CREATIONS

A simage of wall arts by Erik Adigard, M-A-D

Donald Trump:   Nobody builds walls better than me, believe me—and I’ll build them very inexpensively. I will build a great, great wall on our southern border, and I will make Mexico pay for that wall. Mark my words. 

Ancient traces imply that drawing was the first form of human expression. Dance, music, sounds, and environmental markings surely appeared in prior millennium as multi-modal forms of communication. However, visual representation is the form that has shaped our destiny throughout history.

Image is virtual substance on top of a concrete world. When 40-millenia-old cave art survives longer than all known civilizations, religions and empires, it is Neanderthal substance that we see. With the invention of walls, the surfaces of image have migrated in all directions in a momentum that appears unstoppable even as the civilization of walls is being supplanted by screen image. In that sense, walls have become transparent, reflective, touchable,
and responsive.

Caves, walls and screens have become the landscape of creators.

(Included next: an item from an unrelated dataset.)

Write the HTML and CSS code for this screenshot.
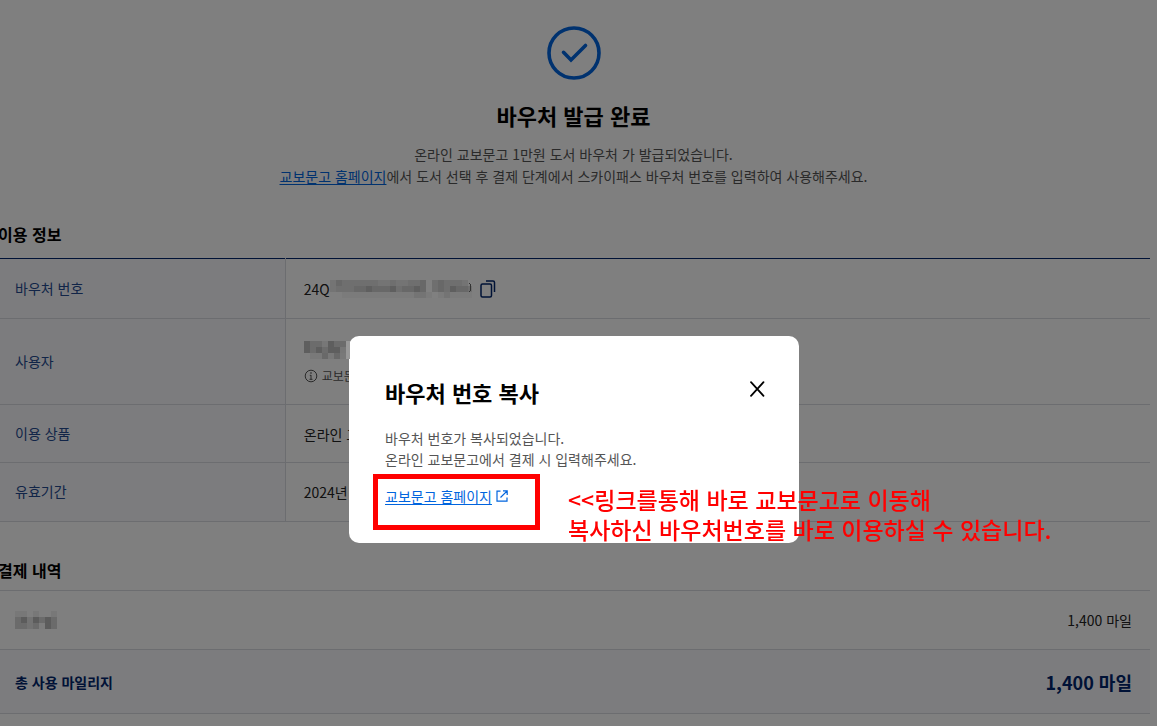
FILE: index.html
```html
<!DOCTYPE html>
<html lang="ko">
<head>
<meta charset="utf-8">
<title>바우처 발급 완료</title>
<link rel="stylesheet" href="styles.css">
</head>
<body>
<main class="page">
  <header class="result">
    <svg class="result-icon" viewBox="0 0 54 54" fill="none" stroke="currentColor" aria-hidden="true">
      <circle cx="27" cy="27" r="25" stroke-width="3.6"/>
      <path d="M16.500 26.300L24 34L38.500 19.500" stroke-width="3.600" stroke-linecap="round"/>
    </svg>
    <h1 class="result-title">바우처 발급 완료</h1>
    <p class="result-text">온라인 교보문고 1만원 도서 바우처 가 발급되었습니다.<br><a class="link" href="#">교보문고 홈페이지</a>에서 도서 선택 후 결제 단계에서 스카이패스 바우처 번호를 입력하여 사용해주세요.</p>
  </header>

  <section class="section">
    <h2 class="section-title">이용 정보</h2>
    <table class="info">
      <tr class="row-number">
        <th scope="row">바우처 번호</th>
        <td>
          <div class="voucher">
            <span>24Q</span>
            <svg class="mosaic mosaic-number" viewBox="0 0 142 18" shape-rendering="crispEdges" aria-hidden="true">
              <path fill="#6f6f6f" d="M0 0h142v12H0z"/><path fill="#7b7b7b" d="M12 12h130v6H12z"/>
              <path fill="#686868" d="M6 0h6v6H6zM24 6h12v6H24zM42 6h18v6H42zM72 6h12v6H72zM90 0h6v12h-6zM108 0h6v12h-6zM126 6h12v6h-12z"/>
              <path fill="#5f5f5f" d="M36 6h6v6h-6zM60 6h6v6h-6zM84 6h6v6h-6zM120 6h6v6h-6z"/>
              <path fill="#747474" d="M0 0h6v12H0zM48 0h12v6H48zM66 0h12v6H66zM84 12h12v6H84zM114 12h6v6h-6zM132 0h6v6h-6z"/>
              <path fill="#808080" d="M96 0h6v12h-6zM102 12h6v6h-6zM138 0h4v6h-4z"/>
              <path fill="none" stroke="#333" d="M139.500 3q2.500 4.500 0 9"/>
            </svg>
            <button class="icon-button copy" type="button" aria-label="번호 복사">
              <svg viewBox="0 0 16 18" fill="none" stroke="currentColor" stroke-width="1.500" aria-hidden="true"><rect x="1" y="4" width="10.500" height="13" rx="1.500"/><path d="M6 1H13Q14.500 1 14.500 2.500V12"/></svg>
            </button>
          </div>
        </td>
      </tr>
      <tr class="row-user">
        <th scope="row">사용자</th>
        <td>
          <svg class="mosaic mosaic-user" viewBox="0 0 46 18" shape-rendering="crispEdges" aria-hidden="true">
            <path fill="#6c6c6c" d="M0 0h42v12H0z"/><path fill="#797979" d="M6 12h36v6H6z"/>
            <path fill="#5e5e5e" d="M0 0h6v12H0zM12 6h6v6h-6zM24 0h6v12h-6zM30 6h6v6h-6z"/>
            <path fill="#777" d="M18 0h6v6h-6zM36 6h6v6h-6z"/><path fill="#696969" d="M18 12h6v6h-6zM30 12h6v6h-6z"/>
            <path fill="#999" d="M42 0h4v18h-4z"/>
          </svg>
          <p class="note">
            <svg viewBox="0 0 14 14" fill="none" stroke="currentColor" aria-hidden="true"><circle cx="7" cy="7" r="5.800"/><path d="M7 6v4.500M5.800 6.300H7M5.500 10.300h3"/><circle cx="7" cy="4" r=".4"/></svg>
            <span>교보문</span>
          </p>
        </td>
      </tr>
      <tr>
        <th scope="row">이용 상품</th>
        <td>온라인 교</td>
      </tr>
      <tr class="row-last">
        <th scope="row">유효기간</th>
        <td>2024년</td>
      </tr>
    </table>
  </section>

  <section class="section payment">
    <h2 class="section-title">결제 내역</h2>
    <dl class="bill">
      <div class="bill-row">
        <dt>
          <svg class="mosaic mosaic-item" viewBox="0 0 42 18" shape-rendering="crispEdges" aria-hidden="true">
            <path fill="#787878" d="M0 0h12v6H0zM18 0h6v6h-6zM36 0h6v6h-6z"/>
            <path fill="#6b6b6b" d="M0 6h42v12H0z"/>
            <path fill="#5c5c5c" d="M6 6h6v6H6zM18 6h6v6h-6zM30 6h6v12h-6z"/>
            <path fill="#737373" d="M12 6h6v12h-6z"/><path fill="#7d7d7d" d="M24 12h6v6h-6z"/>
          </svg>
        </dt>
        <dd>1,400 마일</dd>
      </div>
      <div class="bill-row bill-total">
        <dt>총 사용 마일리지</dt>
        <dd>1,400 마일</dd>
      </div>
    </dl>
  </section>
</main>

<div class="overlay">
  <div class="modal" role="dialog" aria-modal="true" aria-labelledby="modal-title">
    <div class="modal-head">
      <h2 class="modal-title" id="modal-title">바우처 번호 복사</h2>
      <button class="icon-button close" type="button" aria-label="닫기">
        <svg viewBox="0 0 16 16" fill="none" stroke="currentColor" stroke-width="1.800" stroke-linecap="round" aria-hidden="true"><path d="M2 1.200l12.500 13.600M14.500 1.200l-12.500 13.600"/></svg>
      </button>
    </div>
    <p class="modal-text">바우처 번호가 복사되었습니다.<br>온라인 교보문고에서 결제 시 입력해주세요.</p>
    <a class="modal-link" href="#"><span class="link">교보문고 홈페이지</span><svg viewBox="0 0 12 12" fill="none" stroke="currentColor" stroke-width="1.200" aria-hidden="true"><path d="M4.500 1.200H1v10h10V7.500M7 .8h4.200V5M11.200.8L4.500 7.500"/></svg></a>
    <span class="highlight"></span>
    <p class="callout">&lt;&lt;링크를통해 바로 교보문고로 이동해<br>복사하신 바우처번호를 바로 이용하실 수 있습니다.</p>
  </div>
</div>
</body>
</html>
```

FILE: styles.css
```css
* { box-sizing: border-box; }

body {
  margin: 0;
  background: #fff;
  color: #222;
  font: 14px/22px "Noto Sans CJK KR", sans-serif;
  overflow: hidden;
}

h1, h2, p, dl, dd { margin: 0; }
svg { display: block; }

.page { margin: 0 7px 0 -3px; }

.link {
  color: #0064de;
  text-decoration: underline;
  text-underline-offset: 2px;
}

.icon-button {
  padding: 0;
  border: 0;
  background: none;
  color: inherit;
}

.result {
  display: flex;
  flex-direction: column;
  align-items: center;
  padding-top: 26px;
  text-align: center;
}
.result-icon { width: 54px; height: 54px; color: #0064de; }
.result-title {
  margin-top: 19px;
  color: #000;
  font-size: 22px;
  line-height: 32px;
  font-weight: 700;
}
.result-text { margin-top: 12px; color: #555; }

.section { margin-top: 36px; }
.section-title {
  padding-left: 1px;
  color: #000;
  font-size: 16px;
  line-height: 22px;
  font-weight: 700;
}

.info {
  width: 100%;
  margin-top: 13px;
  border-collapse: collapse;
  border-top: 1px solid #00256c;
}
.info tr { height: 58px; }
.info .row-number { height: 60px; }
.info .row-user { height: 86px; }
.info .row-last { height: 59px; }
.info th, .info td {
  padding: 0 18px;
  border-bottom: 1px solid #d9dbe1;
  text-align: left;
}
.info th {
  width: 25%;
  padding-bottom: 2px;
  border-right: 1px solid #d9dbe1;
  background: #f9f9fc;
  color: #244a91;
  font-weight: 400;
}
.info .row-user td { padding-top: 4px; }

.voucher { display: flex; align-items: center; }
.mosaic { position: relative; z-index: 2; }
.mosaic-number { width: 142px; height: 18px; }
.mosaic-user { width: 46px; height: 18px; }
.mosaic-item { width: 42px; height: 18px; }
.copy { margin-left: 8px; color: #00256c; }
.copy svg { width: 16px; height: 18px; }

.note {
  display: flex;
  align-items: center;
  gap: 4px;
  margin-top: 7px;
  color: #555;
  font-size: 12px;
  line-height: 20px;
}
.note svg { width: 14px; height: 14px; }

.payment { margin-top: 37px; }
.bill { margin-top: 9px; border-top: 1px solid #d9dbe1; }
.bill-row {
  display: flex;
  align-items: center;
  justify-content: space-between;
  height: 59px;
  padding: 0 18px;
  border-bottom: 1px solid #d9dbe1;
}
.bill-total {
  height: 64px;
  background: #f9f9fc;
  color: #00256c;
  font-weight: 700;
}
.bill-total dd { font-size: 18px; }

.overlay {
  position: fixed;
  inset: 0;
  z-index: 1;
  display: flex;
  align-items: flex-start;
  justify-content: center;
  padding: 336px 9px 0 0;
  background: rgba(0, 0, 0, .5);
}
.modal {
  position: relative;
  width: 450px;
  padding: 36px 34px 36px 36px;
  border-radius: 10px;
  background: #fff;
}
.modal-head { display: flex; justify-content: space-between; align-items: flex-start; }
.modal-title {
  color: #000;
  font-size: 22px;
  line-height: 40px;
  font-weight: 700;
}
.close { margin-top: 9px; color: #000; }
.close svg { width: 16px; height: 16px; }
.modal-text { margin-top: 16px; color: #555; line-height: 21px; }
.modal-link {
  display: flex;
  align-items: center;
  gap: 4px;
  margin-top: 15px;
  color: #0064de;
  text-decoration: none;
}
.modal-link svg { width: 12px; height: 12px; }

.highlight {
  position: absolute;
  left: 24px;
  top: 138px;
  width: 167px;
  height: 56px;
  border: 5px solid #f00;
}
.callout {
  position: absolute;
  left: 219px;
  top: 148px;
  color: #f00;
  font-size: 23px;
  line-height: 30px;
  font-weight: 500;
  white-space: nowrap;
}
```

They are the surfaces of creation, the space of image.

Ludovic Duchateau:   The Gagosian Gallery in Chelsea is larger than some museums. I saw guards standing by every third painting at a Jean-Michel Basquiat exhibition. This high security imposed on the creations of a graffiti artist is symptomatic of an absurd situation.

We lose the meaning of what we make when it falls in the public eye and we lose its value when it falls in anyone’s hands.

Andrei Tarkovsky:   Artistic creation, after all, is not subject to absolute laws, valid from age to age; since it is related to the more general aim of mastery of the world, it has an infinite number of facets, the vincula that connect man with his vital activity; and even if the path towards knowledge is unending, no step that takes man nearer to a full understanding of the meaning of his existence can be too small to count.

Whether true or not, we can always proclaim that a creation is art, that it is a representation and that its subject was real. We tend to see in the hand behind a creation the authenticity of what we want it to stand for. We now see hands as 40,000 year old traces of humans in Indonesian and Southern European caves.